Marco Aurélio Santana
- O fim da estabilidade no trabalho abriu espaço para uma rotatividade que serviu aos desígnios do capital tanto no sentido de gestão de mão de obra como no sentido político contra as possibilidades de organização e mobilização. Apesar de terem sido introduzidas, enquanto tais, já no período anterior, as montadoras terão no regime militar seu ambiente mais propício de desenvolvimento. Portadoras das formas modernas de produção capitalista, elas simbolizariam a ponta de lança das transformações no capitalismo brasileiro durante o regime militar. O capitalismo brasileiro ia se modernizando pelo alto, à base da repressão aos trabalhadores, do silenciamento da sociedade e da castração da participação política plena. O regime articulou repressão, compressão salarial e aumento da produção do trabalho. Ambiente propício para este desenvolvimento capitalista primitivo.

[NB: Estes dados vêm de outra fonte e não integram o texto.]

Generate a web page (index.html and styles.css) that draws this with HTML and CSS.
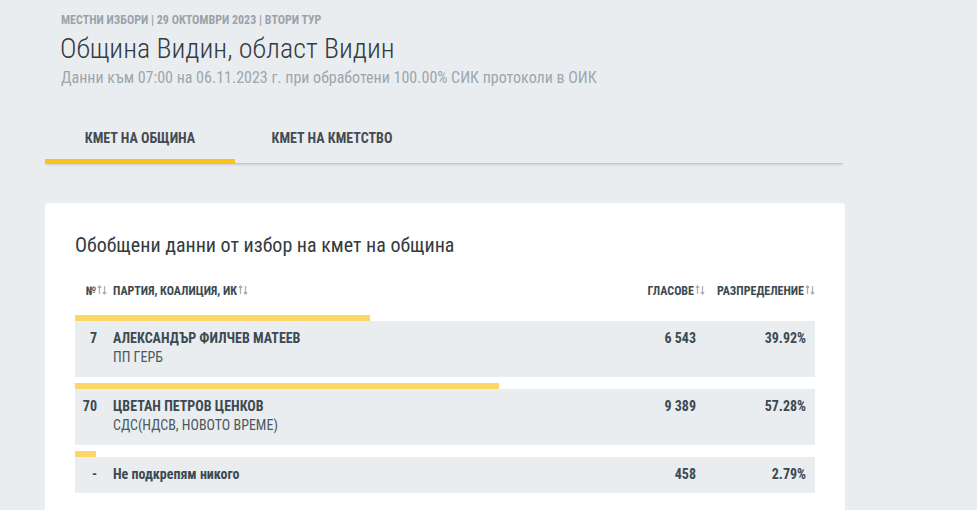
FILE: index.html
```html
<!DOCTYPE html>
<html lang="bg">
<head>
<meta charset="utf-8">
<title>Община Видин</title>
<link rel="stylesheet" href="styles.css">
</head>
<body>
<div class="page">
  <header class="head">
    <div class="crumbs">МЕСТНИ ИЗБОРИ | 29 ОКТОМВРИ 2023 | ВТОРИ ТУР</div>
    <h1 class="title">Община Видин, област Видин</h1>
    <div class="subtitle">Данни към 07:00 на 06.11.2023 г. при обработени 100.00% СИК протоколи в ОИК</div>
  </header>

  <nav class="tabs">
    <div class="tab active">КМЕТ НА ОБЩИНА</div>
    <div class="tab">КМЕТ НА КМЕТСТВО</div>
  </nav>

  <section class="card">
    <h2 class="card-title">Обобщени данни от избор на кмет на община</h2>

    <div class="thead">
      <div class="th num">№<svg class="sort" viewBox="0 0 10 10"><path d="M2.5 1v8M0.8 2.8L2.5 1l1.7 1.8M7.5 9V1M5.8 7.2L7.5 9l1.7-1.8"/></svg></div>
      <div class="th party">ПАРТИЯ, КОАЛИЦИЯ, ИК<svg class="sort" viewBox="0 0 10 10"><path d="M2.5 1v8M0.8 2.8L2.5 1l1.7 1.8M7.5 9V1M5.8 7.2L7.5 9l1.7-1.8"/></svg></div>
      <div class="th votes">ГЛАСОВЕ<svg class="sort" viewBox="0 0 10 10"><path d="M2.5 1v8M0.8 2.8L2.5 1l1.7 1.8M7.5 9V1M5.8 7.2L7.5 9l1.7-1.8"/></svg></div>
      <div class="th share">РАЗПРЕДЕЛЕНИЕ<svg class="sort" viewBox="0 0 10 10"><path d="M2.5 1v8M0.8 2.8L2.5 1l1.7 1.8M7.5 9V1M5.8 7.2L7.5 9l1.7-1.8"/></svg></div>
    </div>

    <div class="entry">
      <div class="bar" style="width:39.92%"></div>
      <div class="row">
        <div class="td num">7</div>
        <div class="td party"><div class="name">АЛЕКСАНДЪР ФИЛЧЕВ МАТЕЕВ</div><div class="org">ПП ГЕРБ</div></div>
        <div class="td votes">6 543</div>
        <div class="td share">39.92%</div>
      </div>
    </div>

    <div class="entry">
      <div class="bar" style="width:57.28%"></div>
      <div class="row">
        <div class="td num">70</div>
        <div class="td party"><div class="name">ЦВЕТАН ПЕТРОВ ЦЕНКОВ</div><div class="org">СДС(НДСВ, НОВОТО ВРЕМЕ)</div></div>
        <div class="td votes">9 389</div>
        <div class="td share">57.28%</div>
      </div>
    </div>

    <div class="entry">
      <div class="bar" style="width:2.79%"></div>
      <div class="row">
        <div class="td num">-</div>
        <div class="td party"><div class="name">Не подкрепям никого</div></div>
        <div class="td votes">458</div>
        <div class="td share">2.79%</div>
      </div>
    </div>
  </section>
</div>
</body>
</html>
```

FILE: styles.css
```css
html, body {
  margin: 0;
  padding: 0;
  background: #eaedf0;
}

body {
  font-family: "Roboto Condensed", "Liberation Sans Narrow", Roboto, sans-serif;
  color: #3c4a52;
}

.page {
  width: 800px;
  margin-left: 45px;
}

.head {
  padding: 13px 0 0 16px;
}

.crumbs {
  font-size: 12px;
  line-height: 14px;
  font-weight: 700;
  color: #9aa3aa;
}

.title {
  margin: 5px 0 0 -1px;
  font-size: 28px;
  line-height: 34px;
  font-weight: 300;
  color: #333b40;
}

.subtitle {
  margin-top: 2px;
  font-size: 16px;
  line-height: 20px;
  color: #9ea6ac;
}

.tabs {
  display: flex;
  width: 798px;
  margin-top: 27px;
  border-bottom: 1px solid #c4c8cb;
  box-shadow: 0 2px 2px -1px rgba(0, 0, 0, 0.12);
}

.tab {
  width: 190px;
  text-align: center;
  font-size: 14px;
  font-weight: 700;
  line-height: 18px;
  padding: 14px 0 12px;
  color: #444c52;
  border-bottom: 5px solid transparent;
  margin-bottom: -1px;
}

.tab + .tab {
  padding-left: 2px;
}

.tab.active {
  border-bottom-color: #fcc21b;
}

.card {
  margin-top: 39px;
  background: #ffffff;
  border-radius: 4px;
  padding: 30px 30px 30px;
  min-height: 300px;
}

.card-title {
  margin: 0;
  font-size: 20px;
  line-height: 24px;
  font-weight: 400;
  color: #333b40;
}

.thead,
.row {
  display: grid;
  grid-template-columns: 32px 1fr 120px 110px;
}

.thead {
  margin-top: 24px;
  margin-bottom: 14px;
  font-size: 12px;
  line-height: 20px;
  font-weight: 700;
  color: #3c4a52;
}

.th {
  display: flex;
  align-items: center;
  white-space: nowrap;
}

.th.num,
.th.votes,
.th.share {
  justify-content: flex-end;
}

.th.party {
  padding-left: 6px;
}

.sort {
  width: 10px;
  height: 10px;
  margin-left: 1px;
  margin-top: -3px;
  fill: none;
  stroke: #a9b1b7;
  stroke-width: 1.3;
}

.entry {
  margin-bottom: 6px;
}

.bar {
  height: 6px;
  background: #fcd766;
}

.row {
  background: #eaedf0;
  padding: 8px 0 10px;
  font-size: 14px;
  font-weight: 700;
  line-height: 18px;
  color: #3c4a52;
}

.td.num,
.td.votes,
.td.share {
  text-align: right;
  padding-right: 9px;
}

.td.num {
  padding-right: 10px;
}

.td.party {
  padding-left: 6px;
}

.org {
  font-weight: 400;
  line-height: 20px;
  color: #4a5860;
}
```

IHU On-Line – Qual é o espaço dos movimentos sociais no Brasil pós-golpe civil-militar de 1964?
Marco Aurélio Santana -
Na verdade, apesar de todas as tentativas e projetos do regime militar, ele nunca foi capaz de eliminar os movimentos. Aqui e ali foi mais exitoso. Mas, no geral, teve de lidar com ações de resistência. Fossem elas derrotas eleitorais, paralisações, greves, ações armadas, o regime foi sempre sendo fustigado. Claro que, logo após o golpe, o cenário ainda não estava claro para muitos setores que enfrentavam o novo regime, ocorreu muita divisão, busca de responsabilidades, e o impacto foi muito grande e desarticulador. Além disso, com a repressão agindo à larga, prendendo e cassando militantes, muitas das vértebras dos movimentos foram quebradas. E isso não é coisa que se recupere da noite para o dia. De todo modo, assim que pôde, o movimento avançou suas linhas auxiliares e começou a atuar no sentido de reagir ao regime e às suas medidas na cidade e no campo. O movimento dos trabalhadores estará, sempre que possível, na linha de frente de muitas das ações que ajudaram a pavimentar o caminho de enfraquecimento do regime militar e de sua substituição pelo regime democrático.